Directive — Set down the records once more, please, exactly and with the pictures left out.

Information given —
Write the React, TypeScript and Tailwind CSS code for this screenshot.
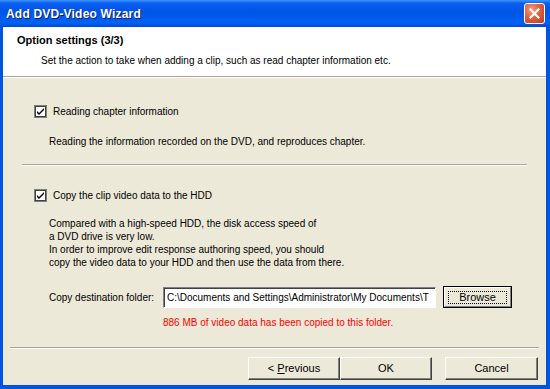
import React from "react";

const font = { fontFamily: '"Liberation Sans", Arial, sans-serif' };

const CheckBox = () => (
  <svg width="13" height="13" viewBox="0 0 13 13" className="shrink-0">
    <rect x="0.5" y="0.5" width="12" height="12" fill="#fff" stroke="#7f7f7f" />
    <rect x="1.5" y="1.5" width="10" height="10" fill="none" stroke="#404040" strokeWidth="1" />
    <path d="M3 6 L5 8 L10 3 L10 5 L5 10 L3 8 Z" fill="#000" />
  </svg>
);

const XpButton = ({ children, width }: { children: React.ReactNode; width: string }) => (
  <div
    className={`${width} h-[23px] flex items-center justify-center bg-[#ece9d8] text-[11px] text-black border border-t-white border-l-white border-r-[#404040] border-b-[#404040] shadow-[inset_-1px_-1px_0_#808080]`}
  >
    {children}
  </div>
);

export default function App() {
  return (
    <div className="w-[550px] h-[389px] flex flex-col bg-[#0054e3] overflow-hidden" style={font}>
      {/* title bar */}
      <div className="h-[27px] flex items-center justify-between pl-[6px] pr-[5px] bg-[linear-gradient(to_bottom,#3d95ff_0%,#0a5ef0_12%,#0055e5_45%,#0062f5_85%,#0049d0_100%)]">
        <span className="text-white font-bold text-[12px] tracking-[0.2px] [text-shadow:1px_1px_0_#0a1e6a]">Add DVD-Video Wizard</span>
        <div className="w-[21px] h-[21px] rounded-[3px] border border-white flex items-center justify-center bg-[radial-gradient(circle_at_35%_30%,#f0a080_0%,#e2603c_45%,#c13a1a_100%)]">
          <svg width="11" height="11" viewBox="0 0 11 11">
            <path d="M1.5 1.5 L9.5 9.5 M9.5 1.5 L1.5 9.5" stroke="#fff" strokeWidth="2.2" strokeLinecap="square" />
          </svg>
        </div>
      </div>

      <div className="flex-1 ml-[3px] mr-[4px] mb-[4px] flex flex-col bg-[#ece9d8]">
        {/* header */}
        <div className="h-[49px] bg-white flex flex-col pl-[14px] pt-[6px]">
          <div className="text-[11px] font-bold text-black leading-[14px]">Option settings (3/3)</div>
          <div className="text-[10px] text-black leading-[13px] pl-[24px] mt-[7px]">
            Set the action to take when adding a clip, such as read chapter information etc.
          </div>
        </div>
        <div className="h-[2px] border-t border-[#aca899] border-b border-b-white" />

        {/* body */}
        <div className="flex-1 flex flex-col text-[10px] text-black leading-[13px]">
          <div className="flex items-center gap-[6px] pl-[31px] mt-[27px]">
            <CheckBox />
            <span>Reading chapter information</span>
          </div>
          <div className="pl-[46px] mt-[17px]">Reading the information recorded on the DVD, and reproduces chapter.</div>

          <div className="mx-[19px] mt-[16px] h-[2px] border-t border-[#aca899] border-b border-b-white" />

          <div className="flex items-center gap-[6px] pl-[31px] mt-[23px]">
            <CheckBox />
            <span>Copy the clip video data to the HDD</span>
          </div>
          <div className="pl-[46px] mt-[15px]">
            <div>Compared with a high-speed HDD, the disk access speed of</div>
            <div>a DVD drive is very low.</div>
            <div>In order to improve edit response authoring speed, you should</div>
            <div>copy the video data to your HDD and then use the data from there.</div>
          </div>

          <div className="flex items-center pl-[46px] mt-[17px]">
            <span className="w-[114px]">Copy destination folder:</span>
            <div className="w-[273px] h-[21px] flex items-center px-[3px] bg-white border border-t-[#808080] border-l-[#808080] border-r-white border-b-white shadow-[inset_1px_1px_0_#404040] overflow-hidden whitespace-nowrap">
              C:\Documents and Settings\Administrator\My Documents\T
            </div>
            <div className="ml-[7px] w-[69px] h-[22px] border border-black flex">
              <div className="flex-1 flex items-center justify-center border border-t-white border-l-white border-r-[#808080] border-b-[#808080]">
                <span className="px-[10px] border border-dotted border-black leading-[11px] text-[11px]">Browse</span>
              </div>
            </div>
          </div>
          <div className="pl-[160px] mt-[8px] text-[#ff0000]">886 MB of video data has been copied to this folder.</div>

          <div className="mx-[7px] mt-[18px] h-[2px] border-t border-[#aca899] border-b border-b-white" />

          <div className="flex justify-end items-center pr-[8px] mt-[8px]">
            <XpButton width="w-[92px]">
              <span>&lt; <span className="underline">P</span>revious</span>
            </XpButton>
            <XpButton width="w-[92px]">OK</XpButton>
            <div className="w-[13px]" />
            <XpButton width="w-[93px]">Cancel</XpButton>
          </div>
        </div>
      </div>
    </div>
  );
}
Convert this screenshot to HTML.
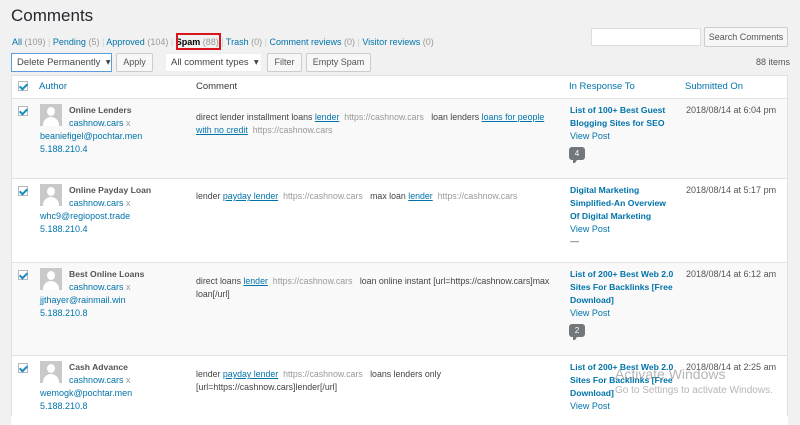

Response to this exercise —
Write the React, TypeScript and Tailwind CSS code for this screenshot.
import React from "react";

const font = { fontFamily: '"Liberation Sans", Arial, sans-serif' };

const CheckBox = () => (
  <svg width="13" height="13" viewBox="0 0 13 13" className="shrink-0">
    <rect x="0.5" y="0.5" width="12" height="12" fill="#fff" stroke="#7f7f7f" />
    <rect x="1.5" y="1.5" width="10" height="10" fill="none" stroke="#404040" strokeWidth="1" />
    <path d="M3 6 L5 8 L10 3 L10 5 L5 10 L3 8 Z" fill="#000" />
  </svg>
);

const XpButton = ({ children, width }: { children: React.ReactNode; width: string }) => (
  <div
    className={`${width} h-[23px] flex items-center justify-center bg-[#ece9d8] text-[11px] text-black border border-t-white border-l-white border-r-[#404040] border-b-[#404040] shadow-[inset_-1px_-1px_0_#808080]`}
  >
    {children}
  </div>
);

export default function App() {
  return (
    <div className="w-[550px] h-[389px] flex flex-col bg-[#0054e3] overflow-hidden" style={font}>
      {/* title bar */}
      <div className="h-[27px] flex items-center justify-between pl-[6px] pr-[5px] bg-[linear-gradient(to_bottom,#3d95ff_0%,#0a5ef0_12%,#0055e5_45%,#0062f5_85%,#0049d0_100%)]">
        <span className="text-white font-bold text-[12px] tracking-[0.2px] [text-shadow:1px_1px_0_#0a1e6a]">Add DVD-Video Wizard</span>
        <div className="w-[21px] h-[21px] rounded-[3px] border border-white flex items-center justify-center bg-[radial-gradient(circle_at_35%_30%,#f0a080_0%,#e2603c_45%,#c13a1a_100%)]">
          <svg width="11" height="11" viewBox="0 0 11 11">
            <path d="M1.5 1.5 L9.5 9.5 M9.5 1.5 L1.5 9.5" stroke="#fff" strokeWidth="2.2" strokeLinecap="square" />
          </svg>
        </div>
      </div>

      <div className="flex-1 ml-[3px] mr-[4px] mb-[4px] flex flex-col bg-[#ece9d8]">
        {/* header */}
        <div className="h-[49px] bg-white flex flex-col pl-[14px] pt-[6px]">
          <div className="text-[11px] font-bold text-black leading-[14px]">Option settings (3/3)</div>
          <div className="text-[10px] text-black leading-[13px] pl-[24px] mt-[7px]">
            Set the action to take when adding a clip, such as read chapter information etc.
          </div>
        </div>
        <div className="h-[2px] border-t border-[#aca899] border-b border-b-white" />

        {/* body */}
        <div className="flex-1 flex flex-col text-[10px] text-black leading-[13px]">
          <div className="flex items-center gap-[6px] pl-[31px] mt-[27px]">
            <CheckBox />
            <span>Reading chapter information</span>
          </div>
          <div className="pl-[46px] mt-[17px]">Reading the information recorded on the DVD, and reproduces chapter.</div>

          <div className="mx-[19px] mt-[16px] h-[2px] border-t border-[#aca899] border-b border-b-white" />

          <div className="flex items-center gap-[6px] pl-[31px] mt-[23px]">
            <CheckBox />
            <span>Copy the clip video data to the HDD</span>
          </div>
          <div className="pl-[46px] mt-[15px]">
            <div>Compared with a high-speed HDD, the disk access speed of</div>
            <div>a DVD drive is very low.</div>
            <div>In order to improve edit response authoring speed, you should</div>
            <div>copy the video data to your HDD and then use the data from there.</div>
          </div>

          <div className="flex items-center pl-[46px] mt-[17px]">
            <span className="w-[114px]">Copy destination folder:</span>
            <div className="w-[273px] h-[21px] flex items-center px-[3px] bg-white border border-t-[#808080] border-l-[#808080] border-r-white border-b-white shadow-[inset_1px_1px_0_#404040] overflow-hidden whitespace-nowrap">
              C:\Documents and Settings\Administrator\My Documents\T
            </div>
            <div className="ml-[7px] w-[69px] h-[22px] border border-black flex">
              <div className="flex-1 flex items-center justify-center border border-t-white border-l-white border-r-[#808080] border-b-[#808080]">
                <span className="px-[10px] border border-dotted border-black leading-[11px] text-[11px]">Browse</span>
              </div>
            </div>
          </div>
          <div className="pl-[160px] mt-[8px] text-[#ff0000]">886 MB of video data has been copied to this folder.</div>

          <div className="mx-[7px] mt-[18px] h-[2px] border-t border-[#aca899] border-b border-b-white" />

          <div className="flex justify-end items-center pr-[8px] mt-[8px]">
            <XpButton width="w-[92px]">
              <span>&lt; <span className="underline">P</span>revious</span>
            </XpButton>
            <XpButton width="w-[92px]">OK</XpButton>
            <div className="w-[13px]" />
            <XpButton width="w-[93px]">Cancel</XpButton>
          </div>
        </div>
      </div>
    </div>
  );
}
Convert this screenshot to HTML.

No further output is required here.